Goal:
Omit pictures and quote the listing below line by line, from its start through the line that holds "const activeTab = ref('分析参数')".

Material provided:
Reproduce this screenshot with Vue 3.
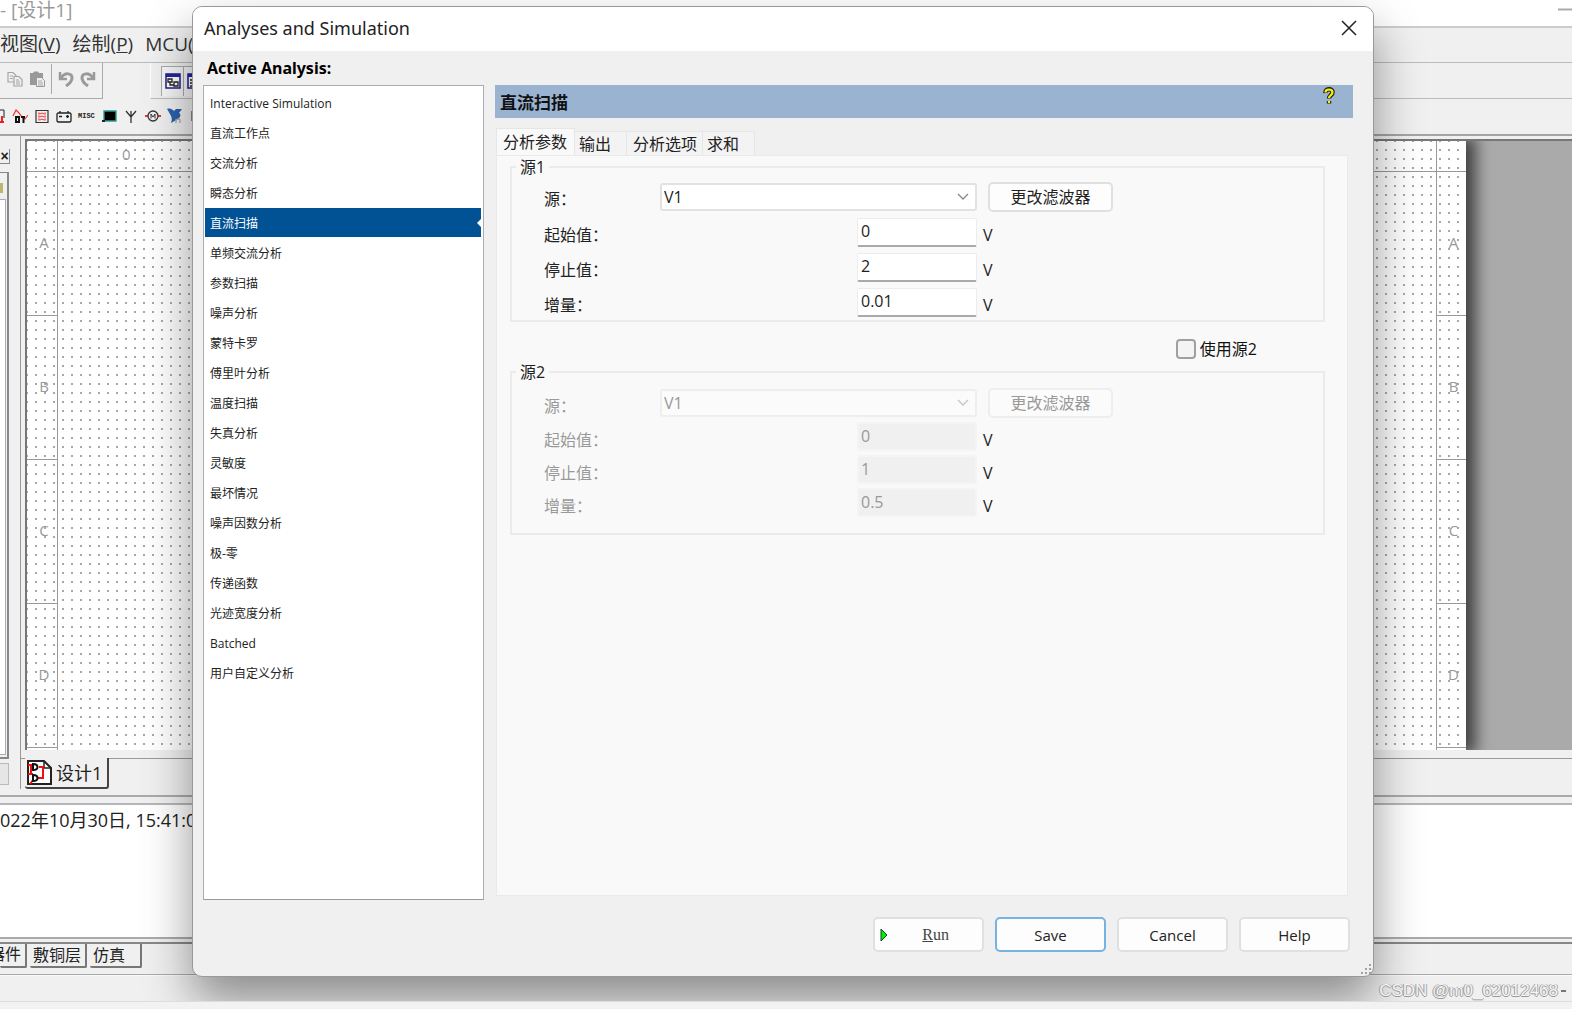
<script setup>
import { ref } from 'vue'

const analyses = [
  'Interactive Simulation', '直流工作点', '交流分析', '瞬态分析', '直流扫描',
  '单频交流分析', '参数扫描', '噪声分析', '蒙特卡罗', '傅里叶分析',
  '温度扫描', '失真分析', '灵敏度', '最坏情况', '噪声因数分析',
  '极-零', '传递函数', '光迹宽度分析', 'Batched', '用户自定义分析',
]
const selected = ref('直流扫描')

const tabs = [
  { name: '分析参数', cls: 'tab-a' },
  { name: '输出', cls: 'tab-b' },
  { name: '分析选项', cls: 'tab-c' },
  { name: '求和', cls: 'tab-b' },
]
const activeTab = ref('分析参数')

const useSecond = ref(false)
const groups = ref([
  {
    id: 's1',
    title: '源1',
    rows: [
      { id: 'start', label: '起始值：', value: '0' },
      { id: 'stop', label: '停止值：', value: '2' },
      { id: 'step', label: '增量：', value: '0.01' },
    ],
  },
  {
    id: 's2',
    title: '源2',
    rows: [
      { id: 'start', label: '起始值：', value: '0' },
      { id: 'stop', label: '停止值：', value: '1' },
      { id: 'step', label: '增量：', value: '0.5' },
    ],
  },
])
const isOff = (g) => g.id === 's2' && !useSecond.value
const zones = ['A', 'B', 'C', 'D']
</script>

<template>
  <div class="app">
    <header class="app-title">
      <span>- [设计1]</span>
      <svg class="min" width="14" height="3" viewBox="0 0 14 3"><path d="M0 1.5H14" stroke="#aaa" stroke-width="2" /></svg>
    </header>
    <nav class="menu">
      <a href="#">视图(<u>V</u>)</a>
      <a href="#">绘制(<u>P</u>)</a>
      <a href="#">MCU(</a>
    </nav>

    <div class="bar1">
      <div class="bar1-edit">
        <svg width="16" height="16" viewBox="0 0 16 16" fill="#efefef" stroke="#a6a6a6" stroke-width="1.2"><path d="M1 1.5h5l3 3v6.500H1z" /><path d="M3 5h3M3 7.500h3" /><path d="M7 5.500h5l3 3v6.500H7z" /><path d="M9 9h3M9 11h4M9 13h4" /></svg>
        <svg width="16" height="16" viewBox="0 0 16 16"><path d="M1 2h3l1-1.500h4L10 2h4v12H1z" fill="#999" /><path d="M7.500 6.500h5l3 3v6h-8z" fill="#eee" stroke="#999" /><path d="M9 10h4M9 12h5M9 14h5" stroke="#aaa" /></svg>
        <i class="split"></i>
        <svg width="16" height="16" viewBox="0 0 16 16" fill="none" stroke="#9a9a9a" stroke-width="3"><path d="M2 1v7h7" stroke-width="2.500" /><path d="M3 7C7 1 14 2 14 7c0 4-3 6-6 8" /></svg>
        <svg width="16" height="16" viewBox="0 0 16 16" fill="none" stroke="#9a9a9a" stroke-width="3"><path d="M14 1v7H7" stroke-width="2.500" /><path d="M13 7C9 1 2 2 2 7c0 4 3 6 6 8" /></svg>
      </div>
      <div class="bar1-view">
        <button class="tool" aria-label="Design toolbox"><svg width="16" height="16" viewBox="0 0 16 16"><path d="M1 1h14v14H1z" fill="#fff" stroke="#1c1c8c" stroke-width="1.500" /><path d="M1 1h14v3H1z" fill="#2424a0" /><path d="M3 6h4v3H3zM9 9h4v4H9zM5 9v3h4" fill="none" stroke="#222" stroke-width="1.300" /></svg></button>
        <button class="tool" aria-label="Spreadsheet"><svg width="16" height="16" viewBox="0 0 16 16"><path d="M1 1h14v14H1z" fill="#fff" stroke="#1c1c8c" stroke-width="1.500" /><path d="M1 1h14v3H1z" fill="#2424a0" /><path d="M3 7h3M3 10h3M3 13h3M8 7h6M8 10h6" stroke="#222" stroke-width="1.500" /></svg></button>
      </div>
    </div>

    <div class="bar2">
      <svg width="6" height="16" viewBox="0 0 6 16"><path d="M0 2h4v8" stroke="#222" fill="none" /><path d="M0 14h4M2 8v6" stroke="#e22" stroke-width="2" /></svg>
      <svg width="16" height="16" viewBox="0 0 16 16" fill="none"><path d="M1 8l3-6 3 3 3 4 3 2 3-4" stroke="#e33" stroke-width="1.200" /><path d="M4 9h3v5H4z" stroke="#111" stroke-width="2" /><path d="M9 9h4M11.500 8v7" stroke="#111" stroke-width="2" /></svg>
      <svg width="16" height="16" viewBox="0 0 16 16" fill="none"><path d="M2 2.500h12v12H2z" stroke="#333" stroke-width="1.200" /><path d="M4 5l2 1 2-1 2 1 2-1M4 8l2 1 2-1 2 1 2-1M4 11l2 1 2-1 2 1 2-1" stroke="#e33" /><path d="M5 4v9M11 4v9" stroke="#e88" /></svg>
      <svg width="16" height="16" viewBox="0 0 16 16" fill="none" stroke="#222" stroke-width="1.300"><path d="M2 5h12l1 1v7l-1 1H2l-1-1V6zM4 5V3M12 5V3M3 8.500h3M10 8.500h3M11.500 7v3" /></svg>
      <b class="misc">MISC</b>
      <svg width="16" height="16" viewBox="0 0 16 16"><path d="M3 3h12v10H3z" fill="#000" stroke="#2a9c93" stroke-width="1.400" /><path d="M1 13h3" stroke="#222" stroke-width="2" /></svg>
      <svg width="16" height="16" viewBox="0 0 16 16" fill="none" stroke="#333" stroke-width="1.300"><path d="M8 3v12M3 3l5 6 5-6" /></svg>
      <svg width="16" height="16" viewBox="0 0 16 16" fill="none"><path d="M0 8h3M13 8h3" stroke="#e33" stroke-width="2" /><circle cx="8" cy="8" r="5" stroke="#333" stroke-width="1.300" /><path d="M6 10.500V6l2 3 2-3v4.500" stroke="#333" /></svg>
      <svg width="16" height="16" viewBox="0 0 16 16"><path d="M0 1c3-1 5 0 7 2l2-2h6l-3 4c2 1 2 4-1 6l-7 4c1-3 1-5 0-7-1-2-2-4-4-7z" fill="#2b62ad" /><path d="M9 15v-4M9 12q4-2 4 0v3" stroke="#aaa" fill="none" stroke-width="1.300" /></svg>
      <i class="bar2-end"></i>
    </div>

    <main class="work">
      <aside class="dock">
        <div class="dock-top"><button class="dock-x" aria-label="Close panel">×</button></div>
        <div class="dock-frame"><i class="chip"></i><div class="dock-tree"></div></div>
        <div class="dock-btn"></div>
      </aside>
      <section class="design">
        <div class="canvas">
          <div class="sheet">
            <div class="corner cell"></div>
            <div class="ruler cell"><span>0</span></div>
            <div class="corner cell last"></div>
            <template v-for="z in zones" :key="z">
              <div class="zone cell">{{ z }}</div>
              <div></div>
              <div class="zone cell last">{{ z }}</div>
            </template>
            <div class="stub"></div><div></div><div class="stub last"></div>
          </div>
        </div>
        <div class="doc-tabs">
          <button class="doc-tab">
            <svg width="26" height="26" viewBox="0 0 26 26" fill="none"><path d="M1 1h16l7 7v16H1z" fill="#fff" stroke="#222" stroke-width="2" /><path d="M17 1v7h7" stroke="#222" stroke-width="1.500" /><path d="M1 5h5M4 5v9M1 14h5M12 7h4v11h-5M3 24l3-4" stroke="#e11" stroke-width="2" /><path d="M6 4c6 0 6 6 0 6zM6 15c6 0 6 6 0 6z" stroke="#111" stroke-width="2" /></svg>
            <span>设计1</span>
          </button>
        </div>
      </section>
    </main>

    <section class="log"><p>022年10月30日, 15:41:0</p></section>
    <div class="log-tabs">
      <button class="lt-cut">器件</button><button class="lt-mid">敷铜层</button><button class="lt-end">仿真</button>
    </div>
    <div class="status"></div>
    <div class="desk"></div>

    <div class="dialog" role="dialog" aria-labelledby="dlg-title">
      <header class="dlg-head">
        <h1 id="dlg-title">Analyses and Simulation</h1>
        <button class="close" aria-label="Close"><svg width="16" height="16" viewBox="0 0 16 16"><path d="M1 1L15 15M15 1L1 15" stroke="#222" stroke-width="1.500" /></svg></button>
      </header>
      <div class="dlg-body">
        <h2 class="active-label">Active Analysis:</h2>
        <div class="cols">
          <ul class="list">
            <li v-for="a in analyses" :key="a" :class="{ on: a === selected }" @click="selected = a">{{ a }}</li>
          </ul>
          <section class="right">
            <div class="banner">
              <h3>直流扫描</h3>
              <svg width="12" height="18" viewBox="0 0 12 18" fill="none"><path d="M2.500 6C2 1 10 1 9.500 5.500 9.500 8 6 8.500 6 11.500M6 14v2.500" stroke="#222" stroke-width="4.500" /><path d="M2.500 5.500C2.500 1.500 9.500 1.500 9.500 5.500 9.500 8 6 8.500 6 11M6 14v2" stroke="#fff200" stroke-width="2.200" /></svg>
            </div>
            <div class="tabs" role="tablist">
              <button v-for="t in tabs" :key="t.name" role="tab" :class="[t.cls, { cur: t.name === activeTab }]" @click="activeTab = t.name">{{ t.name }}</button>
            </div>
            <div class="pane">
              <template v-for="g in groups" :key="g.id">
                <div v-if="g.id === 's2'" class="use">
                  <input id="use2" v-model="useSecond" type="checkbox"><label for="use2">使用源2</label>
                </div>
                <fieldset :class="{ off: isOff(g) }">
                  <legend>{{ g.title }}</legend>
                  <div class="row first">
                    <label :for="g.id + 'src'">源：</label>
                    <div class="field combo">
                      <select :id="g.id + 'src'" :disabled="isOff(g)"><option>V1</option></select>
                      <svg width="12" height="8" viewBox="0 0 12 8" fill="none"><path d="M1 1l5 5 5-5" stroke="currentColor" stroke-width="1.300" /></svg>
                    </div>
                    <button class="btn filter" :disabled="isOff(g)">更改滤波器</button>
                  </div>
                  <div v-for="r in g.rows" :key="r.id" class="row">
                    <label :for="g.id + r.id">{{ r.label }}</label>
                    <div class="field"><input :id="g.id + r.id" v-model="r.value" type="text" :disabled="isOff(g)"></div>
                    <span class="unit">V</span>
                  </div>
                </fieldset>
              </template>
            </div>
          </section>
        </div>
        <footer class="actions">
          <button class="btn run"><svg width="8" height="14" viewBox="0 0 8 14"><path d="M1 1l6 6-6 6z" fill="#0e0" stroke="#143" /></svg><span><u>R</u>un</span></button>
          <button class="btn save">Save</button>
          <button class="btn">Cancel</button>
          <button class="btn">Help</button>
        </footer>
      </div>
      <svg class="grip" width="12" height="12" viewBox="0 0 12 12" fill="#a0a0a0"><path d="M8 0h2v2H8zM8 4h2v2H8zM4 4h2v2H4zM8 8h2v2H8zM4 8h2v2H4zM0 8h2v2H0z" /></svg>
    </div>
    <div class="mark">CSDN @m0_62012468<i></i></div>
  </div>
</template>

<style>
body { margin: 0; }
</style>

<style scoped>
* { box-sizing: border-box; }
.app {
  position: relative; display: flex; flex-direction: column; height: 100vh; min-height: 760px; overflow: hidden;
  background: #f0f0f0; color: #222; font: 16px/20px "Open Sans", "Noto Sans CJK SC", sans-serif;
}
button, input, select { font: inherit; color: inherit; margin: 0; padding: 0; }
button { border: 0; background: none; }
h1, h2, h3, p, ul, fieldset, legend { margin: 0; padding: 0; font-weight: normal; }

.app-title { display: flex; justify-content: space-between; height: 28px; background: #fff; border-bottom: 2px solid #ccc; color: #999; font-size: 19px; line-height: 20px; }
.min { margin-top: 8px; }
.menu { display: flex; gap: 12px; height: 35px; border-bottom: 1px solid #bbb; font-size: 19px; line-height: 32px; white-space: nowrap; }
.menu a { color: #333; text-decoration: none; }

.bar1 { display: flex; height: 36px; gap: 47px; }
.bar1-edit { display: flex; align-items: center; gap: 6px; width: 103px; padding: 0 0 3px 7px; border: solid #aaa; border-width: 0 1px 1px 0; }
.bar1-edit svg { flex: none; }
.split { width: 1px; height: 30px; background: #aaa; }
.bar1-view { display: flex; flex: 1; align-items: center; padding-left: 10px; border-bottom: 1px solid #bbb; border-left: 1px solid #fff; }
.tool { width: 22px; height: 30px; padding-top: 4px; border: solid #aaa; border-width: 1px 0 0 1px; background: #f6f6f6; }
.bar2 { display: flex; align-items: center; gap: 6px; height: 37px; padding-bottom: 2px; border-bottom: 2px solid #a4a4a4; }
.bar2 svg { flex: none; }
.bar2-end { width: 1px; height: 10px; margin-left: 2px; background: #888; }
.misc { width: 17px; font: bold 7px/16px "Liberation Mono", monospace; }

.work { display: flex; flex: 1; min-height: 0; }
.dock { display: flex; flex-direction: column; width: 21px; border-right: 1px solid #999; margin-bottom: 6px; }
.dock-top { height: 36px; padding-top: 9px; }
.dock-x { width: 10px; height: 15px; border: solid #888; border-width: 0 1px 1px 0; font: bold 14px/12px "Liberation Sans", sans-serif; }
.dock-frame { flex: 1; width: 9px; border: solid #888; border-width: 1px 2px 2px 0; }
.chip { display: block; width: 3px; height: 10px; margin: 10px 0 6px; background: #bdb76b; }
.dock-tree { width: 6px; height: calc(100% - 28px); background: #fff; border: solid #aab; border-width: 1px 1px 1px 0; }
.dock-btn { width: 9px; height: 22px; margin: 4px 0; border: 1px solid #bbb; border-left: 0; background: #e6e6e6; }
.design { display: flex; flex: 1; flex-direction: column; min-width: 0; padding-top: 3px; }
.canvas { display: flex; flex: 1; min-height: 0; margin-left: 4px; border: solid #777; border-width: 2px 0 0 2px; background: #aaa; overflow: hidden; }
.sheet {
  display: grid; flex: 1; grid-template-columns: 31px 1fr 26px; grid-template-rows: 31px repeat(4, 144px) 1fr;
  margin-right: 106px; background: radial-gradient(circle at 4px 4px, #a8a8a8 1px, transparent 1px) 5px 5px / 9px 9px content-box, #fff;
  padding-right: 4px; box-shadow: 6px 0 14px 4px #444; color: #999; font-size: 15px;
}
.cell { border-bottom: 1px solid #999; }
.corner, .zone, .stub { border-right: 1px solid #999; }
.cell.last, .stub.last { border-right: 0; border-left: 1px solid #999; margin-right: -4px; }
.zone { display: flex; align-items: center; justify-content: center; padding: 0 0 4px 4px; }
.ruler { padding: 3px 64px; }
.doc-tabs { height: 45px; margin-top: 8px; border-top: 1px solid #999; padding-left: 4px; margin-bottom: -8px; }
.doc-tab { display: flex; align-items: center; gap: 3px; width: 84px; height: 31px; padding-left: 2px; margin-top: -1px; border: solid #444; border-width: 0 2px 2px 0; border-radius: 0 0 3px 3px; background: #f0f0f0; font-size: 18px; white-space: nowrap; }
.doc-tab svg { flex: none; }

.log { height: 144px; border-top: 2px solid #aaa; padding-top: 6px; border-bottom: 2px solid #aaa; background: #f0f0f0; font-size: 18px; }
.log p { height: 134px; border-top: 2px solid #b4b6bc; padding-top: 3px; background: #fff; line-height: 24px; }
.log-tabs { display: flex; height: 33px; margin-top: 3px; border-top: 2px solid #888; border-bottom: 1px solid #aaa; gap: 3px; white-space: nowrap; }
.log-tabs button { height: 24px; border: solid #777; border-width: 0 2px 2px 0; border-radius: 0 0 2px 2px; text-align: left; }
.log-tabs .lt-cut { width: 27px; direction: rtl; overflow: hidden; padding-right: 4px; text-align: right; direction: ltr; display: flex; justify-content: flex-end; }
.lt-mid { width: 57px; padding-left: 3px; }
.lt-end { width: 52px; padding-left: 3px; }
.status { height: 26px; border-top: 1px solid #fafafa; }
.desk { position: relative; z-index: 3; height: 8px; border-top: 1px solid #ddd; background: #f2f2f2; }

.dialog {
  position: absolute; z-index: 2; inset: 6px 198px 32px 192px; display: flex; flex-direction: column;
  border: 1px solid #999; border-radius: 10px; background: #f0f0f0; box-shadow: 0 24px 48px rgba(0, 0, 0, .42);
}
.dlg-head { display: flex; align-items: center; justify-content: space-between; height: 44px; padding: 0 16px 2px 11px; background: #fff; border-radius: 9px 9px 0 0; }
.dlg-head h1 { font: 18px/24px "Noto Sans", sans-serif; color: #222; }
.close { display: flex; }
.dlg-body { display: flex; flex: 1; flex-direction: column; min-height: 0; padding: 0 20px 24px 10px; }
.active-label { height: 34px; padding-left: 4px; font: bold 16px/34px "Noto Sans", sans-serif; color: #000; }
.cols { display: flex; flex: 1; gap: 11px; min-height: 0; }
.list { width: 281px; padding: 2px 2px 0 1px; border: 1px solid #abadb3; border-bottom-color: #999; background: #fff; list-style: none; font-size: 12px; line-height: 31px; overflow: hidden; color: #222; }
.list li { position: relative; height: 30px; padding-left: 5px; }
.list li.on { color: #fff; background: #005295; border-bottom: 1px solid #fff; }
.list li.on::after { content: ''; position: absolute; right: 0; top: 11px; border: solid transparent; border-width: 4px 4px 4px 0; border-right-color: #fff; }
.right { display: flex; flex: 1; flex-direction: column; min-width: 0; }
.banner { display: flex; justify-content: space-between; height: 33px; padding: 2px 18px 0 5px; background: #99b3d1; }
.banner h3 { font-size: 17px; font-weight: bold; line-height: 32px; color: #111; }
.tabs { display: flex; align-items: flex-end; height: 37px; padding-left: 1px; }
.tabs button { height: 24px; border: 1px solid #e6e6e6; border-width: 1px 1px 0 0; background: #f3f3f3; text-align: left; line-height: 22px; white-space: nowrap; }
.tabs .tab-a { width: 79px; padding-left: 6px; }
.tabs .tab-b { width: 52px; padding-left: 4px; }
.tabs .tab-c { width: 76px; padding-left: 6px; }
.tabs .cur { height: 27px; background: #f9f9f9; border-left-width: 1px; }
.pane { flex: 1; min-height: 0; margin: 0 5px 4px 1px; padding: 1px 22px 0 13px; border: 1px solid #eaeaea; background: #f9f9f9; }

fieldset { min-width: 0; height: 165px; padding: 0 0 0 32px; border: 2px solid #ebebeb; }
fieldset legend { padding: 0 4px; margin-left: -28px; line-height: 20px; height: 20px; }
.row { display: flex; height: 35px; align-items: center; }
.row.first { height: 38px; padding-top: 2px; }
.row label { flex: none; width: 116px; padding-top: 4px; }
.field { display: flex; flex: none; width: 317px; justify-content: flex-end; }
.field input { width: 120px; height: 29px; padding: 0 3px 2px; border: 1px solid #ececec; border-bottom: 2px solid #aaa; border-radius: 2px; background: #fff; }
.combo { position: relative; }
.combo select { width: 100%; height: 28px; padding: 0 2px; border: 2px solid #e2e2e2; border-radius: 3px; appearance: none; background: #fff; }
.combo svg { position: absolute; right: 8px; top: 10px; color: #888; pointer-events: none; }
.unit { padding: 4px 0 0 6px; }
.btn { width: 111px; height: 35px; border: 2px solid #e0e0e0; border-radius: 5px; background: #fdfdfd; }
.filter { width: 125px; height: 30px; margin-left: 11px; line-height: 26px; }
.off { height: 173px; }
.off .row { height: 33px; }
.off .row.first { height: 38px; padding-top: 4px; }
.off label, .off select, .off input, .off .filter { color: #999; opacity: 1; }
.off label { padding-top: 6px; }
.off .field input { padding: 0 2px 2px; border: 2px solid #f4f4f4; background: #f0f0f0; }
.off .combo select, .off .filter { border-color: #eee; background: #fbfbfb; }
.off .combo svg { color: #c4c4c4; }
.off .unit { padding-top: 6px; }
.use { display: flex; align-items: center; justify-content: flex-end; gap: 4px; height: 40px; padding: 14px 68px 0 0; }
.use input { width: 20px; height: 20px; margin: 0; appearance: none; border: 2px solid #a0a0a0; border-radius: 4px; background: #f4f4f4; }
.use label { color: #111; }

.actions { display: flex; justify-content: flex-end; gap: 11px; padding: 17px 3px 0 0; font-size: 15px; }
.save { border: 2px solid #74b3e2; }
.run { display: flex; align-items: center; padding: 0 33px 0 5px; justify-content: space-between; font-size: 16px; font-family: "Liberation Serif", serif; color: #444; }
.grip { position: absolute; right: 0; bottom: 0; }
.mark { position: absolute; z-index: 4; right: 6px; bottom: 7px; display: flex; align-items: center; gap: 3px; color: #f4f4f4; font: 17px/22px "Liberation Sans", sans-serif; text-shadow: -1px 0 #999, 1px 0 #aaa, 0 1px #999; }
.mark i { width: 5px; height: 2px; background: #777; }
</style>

Output of the exercise:
Reproduce this screenshot with Vue 3.
<script setup>
import { ref } from 'vue'

const analyses = [
  'Interactive Simulation', '直流工作点', '交流分析', '瞬态分析', '直流扫描',
  '单频交流分析', '参数扫描', '噪声分析', '蒙特卡罗', '傅里叶分析',
  '温度扫描', '失真分析', '灵敏度', '最坏情况', '噪声因数分析',
  '极-零', '传递函数', '光迹宽度分析', 'Batched', '用户自定义分析',
]
const selected = ref('直流扫描')

const tabs = [
  { name: '分析参数', cls: 'tab-a' },
  { name: '输出', cls: 'tab-b' },
  { name: '分析选项', cls: 'tab-c' },
  { name: '求和', cls: 'tab-b' },
]
const activeTab = ref('分析参数')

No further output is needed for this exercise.